Problem statement. Give the material again in full, matching it exactly.

Material provided.
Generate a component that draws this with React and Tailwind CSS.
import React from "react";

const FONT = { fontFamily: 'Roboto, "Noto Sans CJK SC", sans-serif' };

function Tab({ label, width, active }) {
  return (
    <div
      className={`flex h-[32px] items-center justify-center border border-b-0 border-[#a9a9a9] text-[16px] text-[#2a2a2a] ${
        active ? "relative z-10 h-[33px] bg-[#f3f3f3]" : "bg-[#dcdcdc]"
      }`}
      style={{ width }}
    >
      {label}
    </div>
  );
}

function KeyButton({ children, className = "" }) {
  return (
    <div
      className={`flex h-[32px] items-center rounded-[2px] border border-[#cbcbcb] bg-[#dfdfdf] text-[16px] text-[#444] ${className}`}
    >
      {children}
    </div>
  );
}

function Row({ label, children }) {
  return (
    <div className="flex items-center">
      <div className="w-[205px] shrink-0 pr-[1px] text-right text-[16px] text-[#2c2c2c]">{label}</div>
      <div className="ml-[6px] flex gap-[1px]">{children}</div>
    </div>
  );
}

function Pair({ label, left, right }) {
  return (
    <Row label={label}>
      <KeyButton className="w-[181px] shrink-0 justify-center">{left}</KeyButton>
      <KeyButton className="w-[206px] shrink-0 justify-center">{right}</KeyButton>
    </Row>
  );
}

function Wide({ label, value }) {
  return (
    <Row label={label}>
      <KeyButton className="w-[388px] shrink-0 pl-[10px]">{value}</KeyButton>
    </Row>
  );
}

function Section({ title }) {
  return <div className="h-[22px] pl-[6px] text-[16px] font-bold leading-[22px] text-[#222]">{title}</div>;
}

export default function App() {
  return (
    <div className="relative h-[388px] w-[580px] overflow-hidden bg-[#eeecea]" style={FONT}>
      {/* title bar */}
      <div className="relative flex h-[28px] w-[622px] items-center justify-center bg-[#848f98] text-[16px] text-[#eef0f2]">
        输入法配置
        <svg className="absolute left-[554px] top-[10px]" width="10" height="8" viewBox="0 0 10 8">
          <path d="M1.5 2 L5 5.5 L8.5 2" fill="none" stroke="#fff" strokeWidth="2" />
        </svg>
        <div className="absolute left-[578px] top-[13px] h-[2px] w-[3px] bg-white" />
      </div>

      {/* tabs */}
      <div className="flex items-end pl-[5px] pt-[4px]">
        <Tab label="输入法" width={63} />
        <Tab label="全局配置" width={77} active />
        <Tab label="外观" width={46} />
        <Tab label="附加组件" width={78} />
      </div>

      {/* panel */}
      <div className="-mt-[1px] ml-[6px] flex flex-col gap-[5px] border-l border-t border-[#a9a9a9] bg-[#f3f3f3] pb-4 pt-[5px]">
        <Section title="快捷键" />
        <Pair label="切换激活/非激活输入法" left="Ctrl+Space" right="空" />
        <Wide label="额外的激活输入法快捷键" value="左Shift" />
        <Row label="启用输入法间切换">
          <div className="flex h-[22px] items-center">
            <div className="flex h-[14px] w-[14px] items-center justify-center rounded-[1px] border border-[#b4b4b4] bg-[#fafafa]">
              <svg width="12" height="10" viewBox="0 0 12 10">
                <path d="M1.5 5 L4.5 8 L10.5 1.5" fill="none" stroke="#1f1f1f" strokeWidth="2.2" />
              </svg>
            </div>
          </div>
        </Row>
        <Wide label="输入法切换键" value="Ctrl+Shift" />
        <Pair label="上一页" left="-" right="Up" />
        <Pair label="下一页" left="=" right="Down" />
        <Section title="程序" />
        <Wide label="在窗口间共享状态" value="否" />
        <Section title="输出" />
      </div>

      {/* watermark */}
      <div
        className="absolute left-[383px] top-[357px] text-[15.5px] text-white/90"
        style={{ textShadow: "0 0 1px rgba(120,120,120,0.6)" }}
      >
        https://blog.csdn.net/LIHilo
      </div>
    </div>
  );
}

Expected output.
Generate a component that draws this with React and Tailwind CSS.
import React from "react";

const FONT = { fontFamily: 'Roboto, "Noto Sans CJK SC", sans-serif' };

function Tab({ label, width, active }) {
  return (
    <div
      className={`flex h-[32px] items-center justify-center border border-b-0 border-[#a9a9a9] text-[16px] text-[#2a2a2a] ${
        active ? "relative z-10 h-[33px] bg-[#f3f3f3]" : "bg-[#dcdcdc]"
      }`}
      style={{ width }}
    >
      {label}
    </div>
  );
}

function KeyButton({ children, className = "" }) {
  return (
    <div
      className={`flex h-[32px] items-center rounded-[2px] border border-[#cbcbcb] bg-[#dfdfdf] text-[16px] text-[#444] ${className}`}
    >
      {children}
    </div>
  );
}

function Row({ label, children }) {
  return (
    <div className="flex items-center">
      <div className="w-[205px] shrink-0 pr-[1px] text-right text-[16px] text-[#2c2c2c]">{label}</div>
      <div className="ml-[6px] flex gap-[1px]">{children}</div>
    </div>
  );
}

function Pair({ label, left, right }) {
  return (
    <Row label={label}>
      <KeyButton className="w-[181px] shrink-0 justify-center">{left}</KeyButton>
      <KeyButton className="w-[206px] shrink-0 justify-center">{right}</KeyButton>
    </Row>
  );
}

function Wide({ label, value }) {
  return (
    <Row label={label}>
      <KeyButton className="w-[388px] shrink-0 pl-[10px]">{value}</KeyButton>
    </Row>
  );
}

function Section({ title }) {
  return <div className="h-[22px] pl-[6px] text-[16px] font-bold leading-[22px] text-[#222]">{title}</div>;
}

export default function App() {
  return (
    <div className="relative h-[388px] w-[580px] overflow-hidden bg-[#eeecea]" style={FONT}>
      {/* title bar */}
      <div className="relative flex h-[28px] w-[622px] items-center justify-center bg-[#848f98] text-[16px] text-[#eef0f2]">
        输入法配置
        <svg className="absolute left-[554px] top-[10px]" width="10" height="8" viewBox="0 0 10 8">
          <path d="M1.5 2 L5 5.5 L8.5 2" fill="none" stroke="#fff" strokeWidth="2" />
        </svg>
        <div className="absolute left-[578px] top-[13px] h-[2px] w-[3px] bg-white" />
      </div>

      {/* tabs */}
      <div className="flex items-end pl-[5px] pt-[4px]">
        <Tab label="输入法" width={63} />
        <Tab label="全局配置" width={77} active />
        <Tab label="外观" width={46} />
        <Tab label="附加组件" width={78} />
      </div>

      {/* panel */}
      <div className="-mt-[1px] ml-[6px] flex flex-col gap-[5px] border-l border-t border-[#a9a9a9] bg-[#f3f3f3] pb-4 pt-[5px]">
        <Section title="快捷键" />
        <Pair label="切换激活/非激活输入法" left="Ctrl+Space" right="空" />
        <Wide label="额外的激活输入法快捷键" value="左Shift" />
        <Row label="启用输入法间切换">
          <div className="flex h-[22px] items-center">
            <div className="flex h-[14px] w-[14px] items-center justify-center rounded-[1px] border border-[#b4b4b4] bg-[#fafafa]">
              <svg width="12" height="10" viewBox="0 0 12 10">
                <path d="M1.5 5 L4.5 8 L10.5 1.5" fill="none" stroke="#1f1f1f" strokeWidth="2.2" />
              </svg>
            </div>
          </div>
        </Row>
        <Wide label="输入法切换键" value="Ctrl+Shift" />
        <Pair label="上一页" left="-" right="Up" />
        <Pair label="下一页" left="=" right="Down" />
        <Section title="程序" />
        <Wide label="在窗口间共享状态" value="否" />
        <Section title="输出" />
      </div>

      {/* watermark */}
      <div
        className="absolute left-[383px] top-[357px] text-[15.5px] text-white/90"
        style={{ textShadow: "0 0 1px rgba(120,120,120,0.6)" }}
      >
        https://blog.csdn.net/LIHilo
      </div>
    </div>
  );
}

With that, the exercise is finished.